— У него немецкий номер…
— О, это еще ничего не значит, — весело улыбается полковник и продолжает: — И сразу по возвращении позаботьтесь, пожалуйста, о том, чтобы возможные наблюдатели за вашим домом узнали о ваших гастролях на Александерплац. Просто расскажите об этом «хорошим знакомым», которые будут громко обсуждать это. Ну как, договорились?

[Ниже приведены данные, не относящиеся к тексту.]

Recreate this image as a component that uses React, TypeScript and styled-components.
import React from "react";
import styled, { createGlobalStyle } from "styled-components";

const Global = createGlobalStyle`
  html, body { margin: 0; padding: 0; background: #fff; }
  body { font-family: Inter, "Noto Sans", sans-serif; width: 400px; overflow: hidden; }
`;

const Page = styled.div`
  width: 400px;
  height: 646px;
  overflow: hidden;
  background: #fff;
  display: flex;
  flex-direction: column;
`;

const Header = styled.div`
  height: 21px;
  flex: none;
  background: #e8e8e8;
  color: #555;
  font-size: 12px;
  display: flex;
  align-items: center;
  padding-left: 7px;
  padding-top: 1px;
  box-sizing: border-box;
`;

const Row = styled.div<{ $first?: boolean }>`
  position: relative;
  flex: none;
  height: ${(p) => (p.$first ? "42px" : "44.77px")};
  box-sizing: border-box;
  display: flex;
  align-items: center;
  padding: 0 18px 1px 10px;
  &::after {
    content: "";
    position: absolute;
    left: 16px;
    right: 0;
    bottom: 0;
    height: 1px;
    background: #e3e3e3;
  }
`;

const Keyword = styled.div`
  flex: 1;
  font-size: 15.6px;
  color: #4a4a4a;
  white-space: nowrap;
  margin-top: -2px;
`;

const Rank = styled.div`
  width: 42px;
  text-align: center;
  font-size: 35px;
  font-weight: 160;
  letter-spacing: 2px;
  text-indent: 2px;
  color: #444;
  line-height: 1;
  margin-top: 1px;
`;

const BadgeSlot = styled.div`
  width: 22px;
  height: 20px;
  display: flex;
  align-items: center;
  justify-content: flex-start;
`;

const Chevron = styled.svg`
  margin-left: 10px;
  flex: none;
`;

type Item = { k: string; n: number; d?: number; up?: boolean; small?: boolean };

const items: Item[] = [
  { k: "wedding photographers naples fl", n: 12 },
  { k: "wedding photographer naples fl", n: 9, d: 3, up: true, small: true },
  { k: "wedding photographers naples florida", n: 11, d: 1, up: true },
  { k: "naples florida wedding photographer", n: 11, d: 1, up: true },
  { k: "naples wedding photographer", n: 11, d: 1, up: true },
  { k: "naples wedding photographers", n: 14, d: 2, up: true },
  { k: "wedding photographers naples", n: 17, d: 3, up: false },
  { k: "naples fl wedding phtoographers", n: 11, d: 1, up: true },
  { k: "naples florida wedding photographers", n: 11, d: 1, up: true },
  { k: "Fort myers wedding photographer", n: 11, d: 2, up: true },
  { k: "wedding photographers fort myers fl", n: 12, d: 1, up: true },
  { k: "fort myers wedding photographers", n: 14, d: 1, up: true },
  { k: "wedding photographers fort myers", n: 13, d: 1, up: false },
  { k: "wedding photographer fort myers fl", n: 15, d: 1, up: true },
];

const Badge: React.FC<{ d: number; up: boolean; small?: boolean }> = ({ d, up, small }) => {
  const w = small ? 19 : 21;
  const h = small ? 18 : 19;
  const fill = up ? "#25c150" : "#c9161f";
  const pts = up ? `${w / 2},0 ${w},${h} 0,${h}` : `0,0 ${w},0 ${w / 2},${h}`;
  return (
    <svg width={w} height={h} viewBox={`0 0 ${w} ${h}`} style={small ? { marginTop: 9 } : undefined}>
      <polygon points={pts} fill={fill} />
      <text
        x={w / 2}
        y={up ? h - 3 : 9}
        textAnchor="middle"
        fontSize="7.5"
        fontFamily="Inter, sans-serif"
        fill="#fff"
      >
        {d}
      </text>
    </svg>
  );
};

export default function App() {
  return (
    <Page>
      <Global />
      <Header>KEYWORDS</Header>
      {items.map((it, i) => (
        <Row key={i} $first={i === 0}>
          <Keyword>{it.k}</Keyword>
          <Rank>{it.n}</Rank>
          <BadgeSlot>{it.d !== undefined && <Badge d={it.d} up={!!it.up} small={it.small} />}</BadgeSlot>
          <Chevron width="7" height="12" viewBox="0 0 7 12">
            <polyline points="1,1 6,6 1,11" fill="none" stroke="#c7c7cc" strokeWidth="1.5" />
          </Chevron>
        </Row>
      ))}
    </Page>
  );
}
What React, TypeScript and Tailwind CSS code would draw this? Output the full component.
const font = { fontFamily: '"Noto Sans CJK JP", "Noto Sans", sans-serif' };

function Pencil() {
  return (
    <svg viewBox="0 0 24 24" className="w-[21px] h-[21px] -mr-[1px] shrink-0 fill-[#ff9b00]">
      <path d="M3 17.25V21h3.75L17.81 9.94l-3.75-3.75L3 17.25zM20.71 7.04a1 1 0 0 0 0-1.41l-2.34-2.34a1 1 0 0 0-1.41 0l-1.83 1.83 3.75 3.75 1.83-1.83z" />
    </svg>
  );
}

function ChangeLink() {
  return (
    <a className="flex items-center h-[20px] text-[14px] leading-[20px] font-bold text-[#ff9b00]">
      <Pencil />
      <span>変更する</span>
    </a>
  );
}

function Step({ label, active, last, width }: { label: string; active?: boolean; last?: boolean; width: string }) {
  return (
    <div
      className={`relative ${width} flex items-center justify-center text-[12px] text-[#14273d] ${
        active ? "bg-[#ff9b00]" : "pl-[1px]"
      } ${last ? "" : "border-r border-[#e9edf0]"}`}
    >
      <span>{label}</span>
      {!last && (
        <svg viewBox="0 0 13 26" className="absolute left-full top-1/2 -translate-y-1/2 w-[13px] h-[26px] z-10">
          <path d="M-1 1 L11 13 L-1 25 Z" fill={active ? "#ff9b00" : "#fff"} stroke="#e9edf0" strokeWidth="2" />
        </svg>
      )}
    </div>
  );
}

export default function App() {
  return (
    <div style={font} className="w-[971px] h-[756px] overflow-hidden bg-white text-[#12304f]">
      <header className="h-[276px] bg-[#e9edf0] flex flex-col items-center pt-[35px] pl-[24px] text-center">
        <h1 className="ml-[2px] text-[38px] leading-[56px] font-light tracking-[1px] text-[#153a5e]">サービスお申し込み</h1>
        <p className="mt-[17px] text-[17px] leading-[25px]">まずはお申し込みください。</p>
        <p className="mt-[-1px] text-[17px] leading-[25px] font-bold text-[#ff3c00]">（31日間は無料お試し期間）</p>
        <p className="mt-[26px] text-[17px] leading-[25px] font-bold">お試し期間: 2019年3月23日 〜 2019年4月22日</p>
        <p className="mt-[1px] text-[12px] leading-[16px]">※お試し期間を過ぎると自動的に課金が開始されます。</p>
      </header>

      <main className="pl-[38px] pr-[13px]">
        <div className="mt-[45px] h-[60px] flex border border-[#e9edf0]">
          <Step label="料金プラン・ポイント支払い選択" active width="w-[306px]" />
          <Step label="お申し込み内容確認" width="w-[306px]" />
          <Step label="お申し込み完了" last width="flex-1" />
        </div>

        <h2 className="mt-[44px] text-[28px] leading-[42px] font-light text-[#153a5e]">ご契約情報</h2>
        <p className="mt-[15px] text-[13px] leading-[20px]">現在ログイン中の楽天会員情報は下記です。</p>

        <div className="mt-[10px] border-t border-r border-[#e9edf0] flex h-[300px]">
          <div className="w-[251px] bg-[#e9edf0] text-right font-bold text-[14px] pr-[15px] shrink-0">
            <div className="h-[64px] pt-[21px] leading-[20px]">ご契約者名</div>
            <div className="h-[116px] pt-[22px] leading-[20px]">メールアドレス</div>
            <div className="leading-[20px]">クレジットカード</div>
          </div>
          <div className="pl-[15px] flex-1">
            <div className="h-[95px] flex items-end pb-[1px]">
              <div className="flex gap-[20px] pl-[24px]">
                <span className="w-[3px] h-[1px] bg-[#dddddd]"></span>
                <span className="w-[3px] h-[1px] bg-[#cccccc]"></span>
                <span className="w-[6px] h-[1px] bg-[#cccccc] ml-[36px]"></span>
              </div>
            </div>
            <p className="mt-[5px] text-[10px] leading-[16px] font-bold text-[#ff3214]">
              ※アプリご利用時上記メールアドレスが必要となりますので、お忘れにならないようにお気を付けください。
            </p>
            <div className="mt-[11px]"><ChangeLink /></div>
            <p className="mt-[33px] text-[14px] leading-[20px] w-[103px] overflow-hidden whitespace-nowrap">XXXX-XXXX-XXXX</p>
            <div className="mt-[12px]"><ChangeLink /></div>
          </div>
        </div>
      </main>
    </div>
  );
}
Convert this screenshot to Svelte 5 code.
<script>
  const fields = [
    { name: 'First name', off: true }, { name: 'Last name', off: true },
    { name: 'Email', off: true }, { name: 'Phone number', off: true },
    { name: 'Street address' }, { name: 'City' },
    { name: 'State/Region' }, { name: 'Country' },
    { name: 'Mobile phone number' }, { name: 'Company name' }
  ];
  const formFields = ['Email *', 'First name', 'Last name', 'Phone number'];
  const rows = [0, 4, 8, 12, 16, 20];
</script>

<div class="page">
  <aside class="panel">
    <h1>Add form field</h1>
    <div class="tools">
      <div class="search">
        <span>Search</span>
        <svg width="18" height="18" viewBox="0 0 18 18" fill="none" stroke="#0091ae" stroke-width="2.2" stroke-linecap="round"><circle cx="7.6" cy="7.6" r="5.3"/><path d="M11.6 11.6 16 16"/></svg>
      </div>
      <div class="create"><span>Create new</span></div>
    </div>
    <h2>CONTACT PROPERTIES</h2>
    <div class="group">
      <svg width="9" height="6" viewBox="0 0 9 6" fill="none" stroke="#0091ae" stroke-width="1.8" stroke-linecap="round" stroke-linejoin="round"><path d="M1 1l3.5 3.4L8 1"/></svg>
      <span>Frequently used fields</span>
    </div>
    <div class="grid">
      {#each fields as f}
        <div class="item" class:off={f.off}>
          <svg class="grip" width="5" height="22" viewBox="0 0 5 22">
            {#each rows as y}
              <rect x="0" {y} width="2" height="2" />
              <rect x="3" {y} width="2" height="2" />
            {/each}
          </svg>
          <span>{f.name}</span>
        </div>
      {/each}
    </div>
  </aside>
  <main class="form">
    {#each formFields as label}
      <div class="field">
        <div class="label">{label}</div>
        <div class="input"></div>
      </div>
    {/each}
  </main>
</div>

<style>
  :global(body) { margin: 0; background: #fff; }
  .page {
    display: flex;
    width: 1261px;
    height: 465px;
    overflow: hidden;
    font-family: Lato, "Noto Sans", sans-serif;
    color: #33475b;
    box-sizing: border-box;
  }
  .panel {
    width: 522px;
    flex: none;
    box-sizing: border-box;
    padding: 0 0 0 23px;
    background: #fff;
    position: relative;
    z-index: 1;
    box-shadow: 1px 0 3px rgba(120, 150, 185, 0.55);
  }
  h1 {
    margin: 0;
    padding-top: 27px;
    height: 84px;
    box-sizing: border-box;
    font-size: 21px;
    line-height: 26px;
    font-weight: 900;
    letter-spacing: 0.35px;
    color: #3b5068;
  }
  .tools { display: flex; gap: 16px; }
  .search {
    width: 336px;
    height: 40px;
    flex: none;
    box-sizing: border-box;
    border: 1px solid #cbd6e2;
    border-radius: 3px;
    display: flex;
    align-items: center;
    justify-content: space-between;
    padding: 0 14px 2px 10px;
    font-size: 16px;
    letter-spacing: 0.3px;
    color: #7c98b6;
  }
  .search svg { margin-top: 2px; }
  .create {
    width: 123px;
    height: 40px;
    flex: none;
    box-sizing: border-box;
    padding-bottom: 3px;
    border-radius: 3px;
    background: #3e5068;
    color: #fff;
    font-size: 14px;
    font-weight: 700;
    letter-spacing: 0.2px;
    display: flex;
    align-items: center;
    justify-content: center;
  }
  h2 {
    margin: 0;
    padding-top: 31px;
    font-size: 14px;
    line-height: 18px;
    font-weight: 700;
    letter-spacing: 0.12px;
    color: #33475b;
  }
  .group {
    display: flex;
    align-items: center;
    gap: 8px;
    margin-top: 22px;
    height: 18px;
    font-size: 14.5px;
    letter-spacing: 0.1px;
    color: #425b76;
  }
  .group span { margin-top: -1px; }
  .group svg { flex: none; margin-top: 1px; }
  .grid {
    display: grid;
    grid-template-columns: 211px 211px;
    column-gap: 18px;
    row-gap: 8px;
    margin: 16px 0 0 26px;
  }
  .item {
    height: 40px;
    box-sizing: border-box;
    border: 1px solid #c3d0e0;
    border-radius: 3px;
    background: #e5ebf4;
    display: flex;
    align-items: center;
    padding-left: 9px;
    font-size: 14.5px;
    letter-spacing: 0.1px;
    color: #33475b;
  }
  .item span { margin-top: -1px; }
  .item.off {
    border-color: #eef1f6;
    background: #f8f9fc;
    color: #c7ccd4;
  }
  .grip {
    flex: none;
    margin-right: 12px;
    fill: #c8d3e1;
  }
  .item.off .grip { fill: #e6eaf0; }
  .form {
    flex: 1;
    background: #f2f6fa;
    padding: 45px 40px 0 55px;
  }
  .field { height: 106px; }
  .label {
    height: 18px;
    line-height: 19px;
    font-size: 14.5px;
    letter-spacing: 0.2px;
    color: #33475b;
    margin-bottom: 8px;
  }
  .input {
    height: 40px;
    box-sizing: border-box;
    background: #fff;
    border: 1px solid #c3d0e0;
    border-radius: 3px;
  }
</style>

Разумеется, «договорились», что же еще мне остается? Когда в назначенный вечер я вхожу в кинотеатр на Александерплац, где у меня выступление, полковник с особой интонацией спрашивает:
— Ну, как у нас дела?..
Я беспомощно смотрю на него. Он вовсе не ждет моего ответа и тотчас добавляет:
— У нас все в порядке — можете не беспокоиться…
— Правда?
— Обещаю вам!
— Спасибо.
Я перевожу дух, точнее, пытаюсь. Но все равно что-то еще противится во мне свободно и непринужденно чувствовать себя в этот вечер.
В моей гримерной стоит прелестный букет роз, на прикрепленной к нему карточке «мой» незнакомец пишет:
«Я очень счастлив — автомобиль № 32684».
Зато я ни в коем случае не счастлива.
У меня начинается самый долгий театральный вечер в моей жизни.
После спектакля я прошу дочь Аду проводить незнакомца ко мне в гримерную.
При этом у меня весьма и весьма неспокойно на душе: здесь для кого-то устроена ловушка. Но я делаю это в порядке самообороны, говорю я себе и вспоминаю при этом об угрозах и эскападах моего «кавалера с розами».
И вот незнакомец из «автомобиля № 32684» стоит передо мной — блестящей наружности beau* с неестественно горящими глазами.
Он возвышается надо мной, театрально прижав правую руку к сердцу, и патетически восклицает:
— Наконец! Наконец-то свершилось! Вы и не представляете, Ольга Чехова, что значит для меня это мгновение! Война — разве она не оказалась отчасти благом? Я, лишь один я выиграл в этой войне — и каким способом!..
Чтобы несколько «остудить» победителя, я спрашиваю его подчеркнуто деловито, что бы он вознамерился делать, если бы я его не приняла:
— Вы все равно чувствовали бы себя победителем в этой войне?..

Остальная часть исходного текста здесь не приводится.